Architecture GGUF FP8 (SafeTensors) Tokenizer Notes
Llama ✅ per-tensor gpt2/llama Llama-3.1, Llama-3.2 (8B + 14B)
Qwen2 / Qwen2.5 ✅ per-channel gpt2 ChatML, RoPE θ from config.json
Qwen3 ✅ block-wise [128,128] gpt2 <think> mode, Q/K-norm
Mistral 7B ⚠️ SPM GGUF works; FP8 SPM tokenizer not yet wired
DeepSeek-R1 gpt2 R1-Distill-Llama works on GGUF; native MoE pending
Gemma-4 — (BF16/F32 SafeTensors) gemma4 incl. 26B-A4B MoE (128 experts, top-8); GGUF Q3_K_M + Q4_0 QAT line (v0.6.1); thought-channel template auto-detected

gpt2 tokenizer covers Qwen, Llama-3 (which uses BPE), and the DeepSeek family. SPM (Mistral / Llama-2 family) is GGUF-only at the moment.

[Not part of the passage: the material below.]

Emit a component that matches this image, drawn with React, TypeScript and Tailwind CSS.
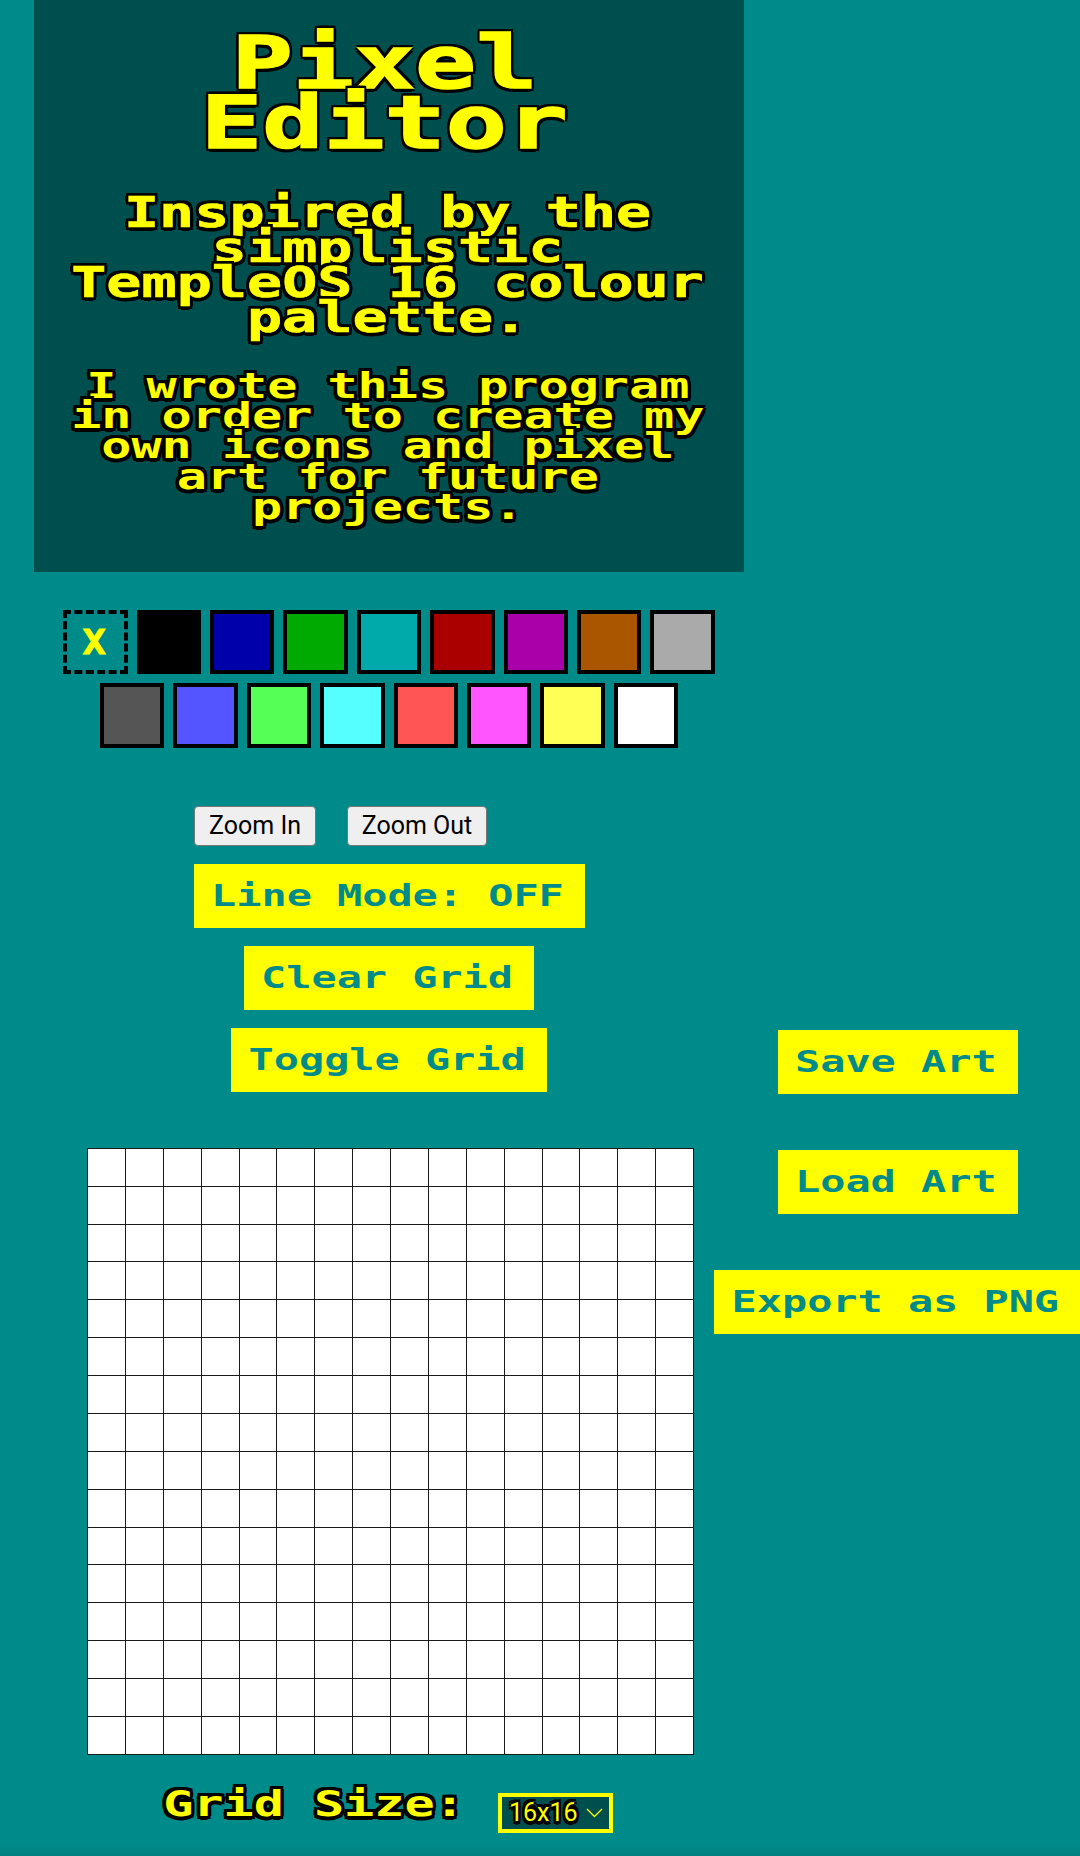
import React from "react";

const mono = "font-['DejaVu_Sans_Mono','Liberation_Mono',monospace] font-bold";
const outline =
  "[text-shadow:-2.6px_0_#000,2.6px_0_#000,0_-3.5px_#000,0_3.5px_#000,-2.2px_-3px_#000,2.2px_-3px_#000,-2.2px_3px_#000,2.2px_3px_#000]";

// Stretched monospace text whose cells are as wide as they are tall.
function Wide({ children, className = "" }: { children: string; className?: string }) {
  return (
    <span className={`flex justify-center text-center whitespace-pre ${mono} ${className}`}>
      <span className="inline-block scale-x-[1.384]">{children}</span>
    </span>
  );
}

function ArtButton({ label, className }: { label: string; className: string }) {
  return (
    <button className={`flex h-[64px] shrink-0 items-center justify-center bg-[#ffff00] text-[#008b8b] ${className}`}>
      <Wide className="mr-[4px] text-[30.24px] leading-[25.2px]">{label}</Wide>
    </button>
  );
}

const dark = ["#000000", "#0000aa", "#00aa00", "#00aaaa", "#aa0000", "#aa00aa", "#aa5500", "#aaaaaa"];
const light = ["#555555", "#5555ff", "#55ff55", "#55ffff", "#ff5555", "#ff55ff", "#ffff55", "#ffffff"];

function Swatch({ color }: { color: string }) {
  return <button className="size-[64.4px] border-4 border-black" style={{ backgroundColor: color }} />;
}

export default function App() {
  return (
    <main className="relative flex h-[1856px] w-[1080px] overflow-hidden bg-[#008b8b]">
      <section className="ml-[34px] flex w-[710px] shrink-0 flex-col items-center">
        <header className="h-[572px] w-full bg-[#004f4f] pt-[33px] text-[#ffff00]">
          <h1 className={`pr-[8px] text-[73.4px] leading-[60.3px] [-webkit-text-stroke:1.5px_#ffff00] ${outline}`}>
            <Wide>{"Pixel\nEditor"}</Wide>
          </h1>
          <h2 className={`mt-[41px] pr-[3px] text-[42.2px] leading-[35.3px] [-webkit-text-stroke:0.6px_#ffff00] ${outline}`}>
            <Wide>{"Inspired by the\nsimplistic\nTempleOS 16 colour\npalette."}</Wide>
          </h2>
          <h3 className={`mt-[35px] pr-[3px] text-[36.2px] leading-[30.3px] ${outline}`}>
            <Wide>{"I wrote this program\nin order to create my\nown icons and pixel\nart for future\nprojects."}</Wide>
          </h3>
        </header>

        <div className="mt-[38px] flex gap-[9px]">
          <button className="flex size-[64.4px] items-center justify-center border-4 border-dashed border-black text-[#ffff00]">
            <span className={`${mono} mr-[3px] inline-block scale-x-[1.12] text-[34px] leading-none [-webkit-text-stroke:1px_#ffff00]`}>X</span>
          </button>
          {dark.map((c) => (
            <Swatch key={c} color={c} />
          ))}
        </div>
        <div className="mt-[9px] flex gap-[9px]">
          {light.map((c) => (
            <Swatch key={c} color={c} />
          ))}
        </div>

        <div className="mt-[58px] flex w-full gap-[31px] pl-[160px] font-[Roboto,sans-serif] text-[25px] leading-none text-black">
          <button className="h-[40px] w-[122px] rounded-[4px] border border-[#767676] bg-[#efefef] whitespace-nowrap">Zoom In</button>
          <button className="h-[40px] w-[140px] rounded-[4px] border border-[#767676] bg-[#efefef] whitespace-nowrap">Zoom Out</button>
        </div>

        <div className="mt-[18px] flex flex-col items-center gap-[18px]">
          <ArtButton label="Line Mode: OFF" className="w-[391px]" />
          <ArtButton label="Clear Grid" className="w-[290px]" />
          <ArtButton label="Toggle Grid" className="w-[316px]" />
        </div>

        <div className="mt-[56px] ml-[3px] grid size-[607px] shrink-0 grid-cols-16 grid-rows-16 border-t border-l border-[#1a1a1a]">
          {Array.from({ length: 256 }, (_, i) => (
            <div key={i} className="border-r border-b border-[#1a1a1a] bg-white" />
          ))}
        </div>

        <div className="mt-[34px] flex w-full pl-[128px]">
          <label className={`flex w-[304px] text-[36.2px] leading-[30.3px] text-[#ffff00] ${outline}`}>
            <Wide className="w-full">Grid Size:</Wide>
          </label>
          <button className="mt-[4px] ml-[32px] flex h-[40px] w-[115px] items-center justify-between border-4 border-[#ffff00] bg-[#004f4f] pr-[6px] pl-[7px] font-[Roboto,sans-serif] text-[25px] leading-none text-[#ffff00]">
            <span className={outline}>16x16</span>
            <svg width="17" height="10" viewBox="0 0 17 10" fill="none" stroke="currentColor" strokeWidth="1.3">
              <path d="M1 1l7.5 7.5L16 1" />
            </svg>
          </button>
        </div>
      </section>

      <aside className="ml-[-30px] flex w-[367px] shrink-0 flex-col items-center gap-[56px] pt-[1030px]">
        <ArtButton label="Save Art" className="w-[240px]" />
        <ArtButton label="Load Art" className="w-[240px]" />
        <ArtButton label="Export as PNG" className="w-[367px]" />
      </aside>
      <div className="absolute inset-x-0 bottom-0 h-[14px] bg-linear-to-b from-transparent to-black/8" />
    </main>
  );
}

What VulkanForge does not yet do

  • Mixture-of-experts beyond Gemma-4 (DeepSeek-V3, Mixtral-style routing) — pending. (Gemma-4-26B-A4B MoE — 128 experts, top-8 — runs since v0.5.x; see the table above.)
  • Speculative decode / draft-model tokens — single-stream only.
  • Batch inference (b > 1 concurrent prompts) — single-stream only.
  • Long-context optimizations beyond 4 k tokens — RoPE works to the model's ctx_max, but no chunked prefill or paged-attention.
  • Quantization formats outside the table above — IQ-formats, AWQ, GPTQ, GGML legacy formats are out of scope.

Coherence test set

The full 15-prompt coherence suite (results/sprint34cd_logs/bench_vf_15p_8b_q4.txt) covers:

  1. Simple sequence (numerics)
  2. Prime-check Python (code generation)
  3. Multilingual prose (German / French / Mandarin)
  4. Emoji input
  5. Arithmetic with Q4_K precision (numerics edge case)
  6. C++ snippet
  7. Go function
  8. Recursive algorithm explanation
  9. Haiku composition
  10. Long-context recall (in-context shadow)
  11. SQL query construction
  12. JSON schema generation
  13. Chat persona consistency
  14. Arithmetic Q4_K precision (second case)
  15. Free-form storytelling

Llama-3.1-8B-FP8 + Qwen2.5-14B-FP8 are 15 / 15 on this set. Q4_K_M 8B is 12 / 15 (the three failures are the numeric Q4_K-precision prompts — a known Q4_K format limitation, not an engine bug).